The True Message of Deepavali
- HH Jagadguru Pujya Sri Sri Sri Chandrasekharendra Saraswathi Mahaswamiji
Deepavali and Naraka-Chaturdasi are one and the same. This is celebrated as a national festival throughout India, but in different ways in different parts of the country. In North India, it is considered a day of lights and the houses are colourfully illumined on the occasion. In the South, however, people take an oil bath before dawn and put on new clothes. It brings happiness and joy to people who undergo sufferings in their daily lives. In the early hours of the dawn of the day preceding the new moon day, i.e. Chaturdasi, when the sun is in the Tula Rasi (Libra) of Zodiac, water anywhere in the world is Ganga and oil becomes saturated with the auspicious presence of Sri Mahalakshmi.

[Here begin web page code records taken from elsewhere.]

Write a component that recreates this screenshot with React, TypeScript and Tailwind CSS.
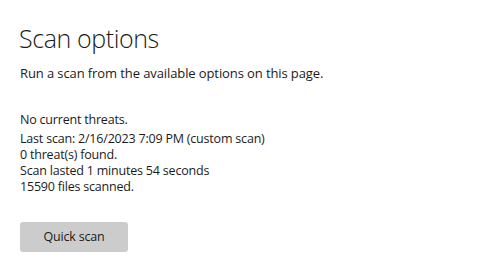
export default function App() {
  const details = [
    "Last scan: 2/16/2023 7:09 PM (custom scan)",
    "0 threat(s) found.",
    "Scan lasted 1 minutes 54 seconds",
    "15590 files scanned.",
  ];

  return (
    <div className="h-[276px] w-[500px] bg-white pl-5 pt-[21px] text-[#1b1b1b] font-['Open_Sans',sans-serif]">
      <h1 className="text-[25px] font-light leading-[34px] tracking-[-0.4px] -ml-px">Scan options</h1>
      <p className="mt-[9px] text-[13px] leading-[18px] tracking-[-0.1px]">
        Run a scan from the available options on this page.
      </p>

      <div className="mt-[29px] text-[12.5px] tracking-[-0.2px]">
        <p className="leading-[17px]">No current threats.</p>
        <div className="mt-[3px] leading-[16px]">
          {details.map((line) => (
            <p key={line}>{line}</p>
          ))}
        </div>
      </div>

      <button className="mt-[27px] flex h-[30px] w-[108px] items-center justify-center rounded-[3px] bg-[#cccccc] text-[12.5px] tracking-[-0.2px] text-[#1b1b1b]">
        Quick scan
      </button>
    </div>
  );
}
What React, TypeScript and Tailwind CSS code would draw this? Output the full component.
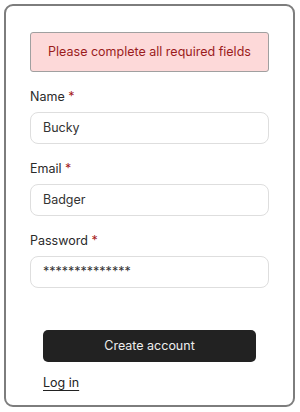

Everyone from the simplest gypsy to the proudest magnate, from the innocent child to the serene saint should take a bath with oil and water and be happy, illuminating every nook and corner with strings of light, literally deepa-aavali (rows of lights). This is the boon prayed for by a mother when her son, who was a real naraka, to the world at large, was being killed by Sri Krishna.
"Let the happiness of every creature in the world be the compensation for the grief caused to me by the death of my son", was the prayer of that bereaved mother. Deepavali outweighs every festival because of its having emanated from two hearts in which happiness of the world at large outweighed the lightest pitch of personal calamity. Nothing can be nobler than this last wish of the dying demon, and more so, the prayer of a bereaved mother.